■ **Written problem**
Without the pictures, can you quote each line below exactly?

■ **Supplied information**
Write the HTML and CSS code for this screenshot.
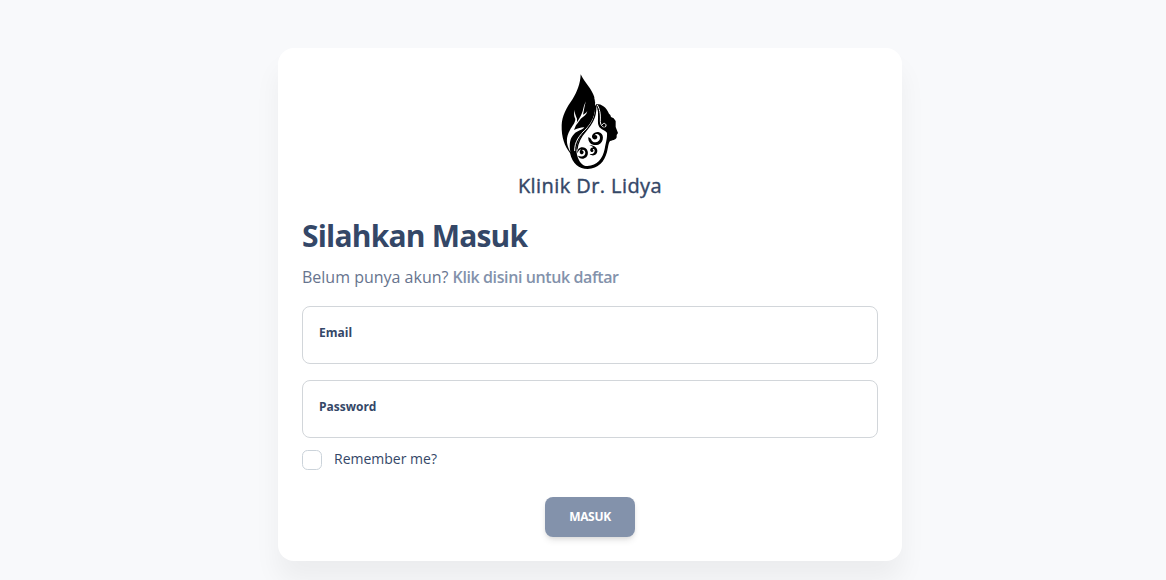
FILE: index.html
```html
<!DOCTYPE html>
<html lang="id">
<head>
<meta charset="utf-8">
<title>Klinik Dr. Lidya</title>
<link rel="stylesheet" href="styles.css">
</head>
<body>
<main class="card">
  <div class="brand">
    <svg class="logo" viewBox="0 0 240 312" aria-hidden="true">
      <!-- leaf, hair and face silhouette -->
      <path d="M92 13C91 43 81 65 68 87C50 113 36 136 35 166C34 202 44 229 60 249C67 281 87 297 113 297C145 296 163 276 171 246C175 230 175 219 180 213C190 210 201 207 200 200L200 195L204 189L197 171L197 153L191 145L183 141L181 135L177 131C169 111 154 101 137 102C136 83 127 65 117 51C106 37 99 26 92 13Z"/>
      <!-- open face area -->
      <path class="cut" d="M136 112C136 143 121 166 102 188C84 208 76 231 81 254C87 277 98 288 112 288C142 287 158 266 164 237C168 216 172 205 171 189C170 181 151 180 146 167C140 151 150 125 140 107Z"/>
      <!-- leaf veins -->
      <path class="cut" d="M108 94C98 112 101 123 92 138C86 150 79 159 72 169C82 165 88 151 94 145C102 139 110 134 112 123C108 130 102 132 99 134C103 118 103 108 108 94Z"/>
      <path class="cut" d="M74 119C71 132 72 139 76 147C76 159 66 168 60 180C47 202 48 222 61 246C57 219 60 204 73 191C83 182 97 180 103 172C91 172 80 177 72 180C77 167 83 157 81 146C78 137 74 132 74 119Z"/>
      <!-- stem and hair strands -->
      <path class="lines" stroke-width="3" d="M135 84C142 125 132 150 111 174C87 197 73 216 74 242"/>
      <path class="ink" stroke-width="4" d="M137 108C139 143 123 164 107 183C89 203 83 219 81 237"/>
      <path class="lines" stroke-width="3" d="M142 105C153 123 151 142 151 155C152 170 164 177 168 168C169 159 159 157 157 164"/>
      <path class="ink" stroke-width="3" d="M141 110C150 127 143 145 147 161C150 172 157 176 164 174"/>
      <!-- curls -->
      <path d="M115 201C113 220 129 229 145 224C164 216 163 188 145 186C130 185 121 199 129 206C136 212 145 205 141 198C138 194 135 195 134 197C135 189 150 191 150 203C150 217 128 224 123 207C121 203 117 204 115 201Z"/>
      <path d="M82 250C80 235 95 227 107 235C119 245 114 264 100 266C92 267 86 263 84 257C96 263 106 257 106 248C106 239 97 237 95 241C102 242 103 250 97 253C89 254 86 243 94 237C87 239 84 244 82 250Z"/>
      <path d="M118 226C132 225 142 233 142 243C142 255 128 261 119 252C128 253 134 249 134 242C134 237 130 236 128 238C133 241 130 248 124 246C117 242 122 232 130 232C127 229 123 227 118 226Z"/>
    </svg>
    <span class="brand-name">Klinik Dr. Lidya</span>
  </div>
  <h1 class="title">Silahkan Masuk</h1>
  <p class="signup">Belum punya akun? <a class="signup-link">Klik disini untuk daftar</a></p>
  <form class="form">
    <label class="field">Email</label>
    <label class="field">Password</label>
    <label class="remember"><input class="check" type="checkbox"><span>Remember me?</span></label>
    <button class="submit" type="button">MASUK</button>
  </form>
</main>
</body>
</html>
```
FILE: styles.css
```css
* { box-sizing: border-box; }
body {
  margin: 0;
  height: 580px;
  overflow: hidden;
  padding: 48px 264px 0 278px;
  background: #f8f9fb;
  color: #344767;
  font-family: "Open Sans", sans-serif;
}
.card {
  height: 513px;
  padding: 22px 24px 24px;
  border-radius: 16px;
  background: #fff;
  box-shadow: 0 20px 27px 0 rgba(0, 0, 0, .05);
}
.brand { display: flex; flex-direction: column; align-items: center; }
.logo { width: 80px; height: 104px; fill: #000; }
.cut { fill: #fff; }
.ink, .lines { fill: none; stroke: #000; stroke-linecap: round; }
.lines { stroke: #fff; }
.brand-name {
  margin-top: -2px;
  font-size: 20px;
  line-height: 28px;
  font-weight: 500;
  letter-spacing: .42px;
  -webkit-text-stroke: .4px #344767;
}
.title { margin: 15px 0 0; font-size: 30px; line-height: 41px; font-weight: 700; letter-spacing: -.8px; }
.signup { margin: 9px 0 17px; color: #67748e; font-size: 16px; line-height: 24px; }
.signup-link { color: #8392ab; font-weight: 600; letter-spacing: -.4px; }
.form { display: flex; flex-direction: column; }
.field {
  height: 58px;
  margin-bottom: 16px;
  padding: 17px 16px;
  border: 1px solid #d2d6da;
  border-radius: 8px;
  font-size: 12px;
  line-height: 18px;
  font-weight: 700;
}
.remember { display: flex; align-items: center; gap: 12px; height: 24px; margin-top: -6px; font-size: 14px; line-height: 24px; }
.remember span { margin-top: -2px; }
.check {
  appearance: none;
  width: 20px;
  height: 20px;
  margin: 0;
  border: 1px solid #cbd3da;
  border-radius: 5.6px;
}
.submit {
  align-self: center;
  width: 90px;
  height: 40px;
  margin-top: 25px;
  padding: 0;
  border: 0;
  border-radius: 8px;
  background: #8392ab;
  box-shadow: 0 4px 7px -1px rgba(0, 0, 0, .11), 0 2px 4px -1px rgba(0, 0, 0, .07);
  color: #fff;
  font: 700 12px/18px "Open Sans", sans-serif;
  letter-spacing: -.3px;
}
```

■ **Output of the exercise**
Write the HTML and CSS code for this screenshot.
FILE: index.html
```html
<!DOCTYPE html>
<html lang="id">
<head>
<meta charset="utf-8">
<title>Klinik Dr. Lidya</title>
<link rel="stylesheet" href="styles.css">
</head>
<body>
<main class="card">
  <div class="brand">
    <svg class="logo" viewBox="0 0 240 312" aria-hidden="true">
      <!-- leaf, hair and face silhouette -->
      <path d="M92 13C91 43 81 65 68 87C50 113 36 136 35 166C34 202 44 229 60 249C67 281 87 297 113 297C145 296 163 276 171 246C175 230 175 219 180 213C190 210 201 207 200 200L200 195L204 189L197 171L197 153L191 145L183 141L181 135L177 131C169 111 154 101 137 102C136 83 127 65 117 51C106 37 99 26 92 13Z"/>
      <!-- open face area -->
      <path class="cut" d="M136 112C136 143 121 166 102 188C84 208 76 231 81 254C87 277 98 288 112 288C142 287 158 266 164 237C168 216 172 205 171 189C170 181 151 180 146 167C140 151 150 125 140 107Z"/>
      <!-- leaf veins -->
      <path class="cut" d="M108 94C98 112 101 123 92 138C86 150 79 159 72 169C82 165 88 151 94 145C102 139 110 134 112 123C108 130 102 132 99 134C103 118 103 108 108 94Z"/>
      <path class="cut" d="M74 119C71 132 72 139 76 147C76 159 66 168 60 180C47 202 48 222 61 246C57 219 60 204 73 191C83 182 97 180 103 172C91 172 80 177 72 180C77 167 83 157 81 146C78 137 74 132 74 119Z"/>
      <!-- stem and hair strands -->
      <path class="lines" stroke-width="3" d="M135 84C142 125 132 150 111 174C87 197 73 216 74 242"/>
      <path class="ink" stroke-width="4" d="M137 108C139 143 123 164 107 183C89 203 83 219 81 237"/>
      <path class="lines" stroke-width="3" d="M142 105C153 123 151 142 151 155C152 170 164 177 168 168C169 159 159 157 157 164"/>
      <path class="ink" stroke-width="3" d="M141 110C150 127 143 145 147 161C150 172 157 176 164 174"/>
      <!-- curls -->
      <path d="M115 201C113 220 129 229 145 224C164 216 163 188 145 186C130 185 121 199 129 206C136 212 145 205 141 198C138 194 135 195 134 197C135 189 150 191 150 203C150 217 128 224 123 207C121 203 117 204 115 201Z"/>
      <path d="M82 250C80 235 95 227 107 235C119 245 114 264 100 266C92 267 86 263 84 257C96 263 106 257 106 248C106 239 97 237 95 241C102 242 103 250 97 253C89 254 86 243 94 237C87 239 84 244 82 250Z"/>
      <path d="M118 226C132 225 142 233 142 243C142 255 128 261 119 252C128 253 134 249 134 242C134 237 130 236 128 238C133 241 130 248 124 246C117 242 122 232 130 232C127 229 123 227 118 226Z"/>
    </svg>
    <span class="brand-name">Klinik Dr. Lidya</span>
  </div>
  <h1 class="title">Silahkan Masuk</h1>
  <p class="signup">Belum punya akun? <a class="signup-link">Klik disini untuk daftar</a></p>
  <form class="form">
    <label class="field">Email</label>
    <label class="field">Password</label>
    <label class="remember"><input class="check" type="checkbox"><span>Remember me?</span></label>
    <button class="submit" type="button">MASUK</button>
  </form>
</main>
</body>
</html>
```
FILE: styles.css
```css
* { box-sizing: border-box; }
body {
  margin: 0;
  height: 580px;
  overflow: hidden;
  padding: 48px 264px 0 278px;
  background: #f8f9fb;
  color: #344767;
  font-family: "Open Sans", sans-serif;
}
.card {
  height: 513px;
  padding: 22px 24px 24px;
  border-radius: 16px;
  background: #fff;
  box-shadow: 0 20px 27px 0 rgba(0, 0, 0, .05);
}
.brand { display: flex; flex-direction: column; align-items: center; }
.logo { width: 80px; height: 104px; fill: #000; }
.cut { fill: #fff; }
.ink, .lines { fill: none; stroke: #000; stroke-linecap: round; }
.lines { stroke: #fff; }
.brand-name {
  margin-top: -2px;
  font-size: 20px;
  line-height: 28px;
  font-weight: 500;
  letter-spacing: .42px;
  -webkit-text-stroke: .4px #344767;
}
.title { margin: 15px 0 0; font-size: 30px; line-height: 41px; font-weight: 700; letter-spacing: -.8px; }
.signup { margin: 9px 0 17px; color: #67748e; font-size: 16px; line-height: 24px; }
.signup-link { color: #8392ab; font-weight: 600; letter-spacing: -.4px; }
.form { display: flex; flex-direction: column; }
.field {
  height: 58px;
  margin-bottom: 16px;
  padding: 17px 16px;
  border: 1px solid #d2d6da;
  border-radius: 8px;
  font-size: 12px;
  line-height: 18px;
  font-weight: 700;
}
.remember { display: flex; align-items: center; gap: 12px; height: 24px; margin-top: -6px; font-size: 14px; line-height: 24px; }
.remember span { margin-top: -2px; }
.check {
  appearance: none;
  width: 20px;
  height: 20px;
  margin: 0;
  border: 1px solid #cbd3da;
  border-radius: 5.6px;
}
.submit {
  align-self: center;
  width: 90px;
  height: 40px;
  margin-top: 25px;
  padding: 0;
  border: 0;
  border-radius: 8px;
  background: #8392ab;
  box-shadow: 0 4px 7px -1px rgba(0, 0, 0, .11), 0 2px 4px -1px rgba(0, 0, 0, .07);
  color: #fff;
  font: 700 12px/18px "Open Sans", sans-serif;
  letter-spacing: -.3px;
}
```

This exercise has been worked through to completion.